After applying the patch, I can see that feeding the sources of the forum posts mentioned in this thread to ./fossil test-markdown-render produces the desired result (pipe characters are ignored in code spans). Renders of https://fossil-scm.org/forum/md_rules look identical before and after the patch, too. I am having unrelated problems with make test -- it seems to produce same-looking failures before and after the patch.

Feedback would be welcome; there probably are corner cases I have overlooked.

(4) By PF (peter) on 2020-04-15 20:46:28 in reply to 3.1 [link] [source]

Hello aitap, OP here.

Patched version of fossil is working for me nicely with both my original example above as well as your SQLite forum case. Thank you for the patch.

(5.1) By Stephan Beal (stephan) on 2020-05-26 16:46:15 edited from 5.0 in reply to 3.1 [source]

@aitap: i would be really grateful if you would send Richard a contributor's agreement so that we could get you set up with an account and get this checked in. i keep stumbling across this backtick bug. Most recently, this line is triggering it, but only in some contexts, not all:

After experimenting with add|rm|addremove --reset, i prefer that approach because:

(but it's not triggered when it's the last line of a post)

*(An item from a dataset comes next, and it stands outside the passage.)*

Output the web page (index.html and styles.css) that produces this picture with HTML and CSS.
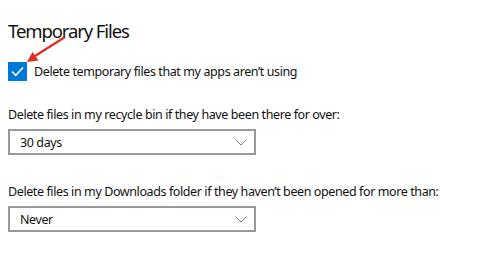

(Edit: Richard fixed this - see /forumpost/5f62eda0ec)

(6) By aitap on 2020-04-24 16:32:59 in reply to 5.0 [link] [source]

i would be really grateful if you would send Richard a contributor's agreement so that we could get you set up with an account and get this checked in

I have printed and filled the form and intend to mail it on Monday during business hours of the post office. Should I e-mail my patch right away (possibly with a scan of the form), on Monday (among with the tracking number for the letter) or some time later (after the letter is delivered)?

(7) By Stephan Beal (stephan) on 2020-04-24 18:43:28 in reply to 6 [link] [source]

I have printed and filled the form and intend to mail it on Monday

Fantastic, i'm glad to hear it! There's no hurry, i just don't want this fix to get lost, as it's a really annoying, and seemingly random, bug. When your form arrives Richard will set you up or ask me to, then you can check it in.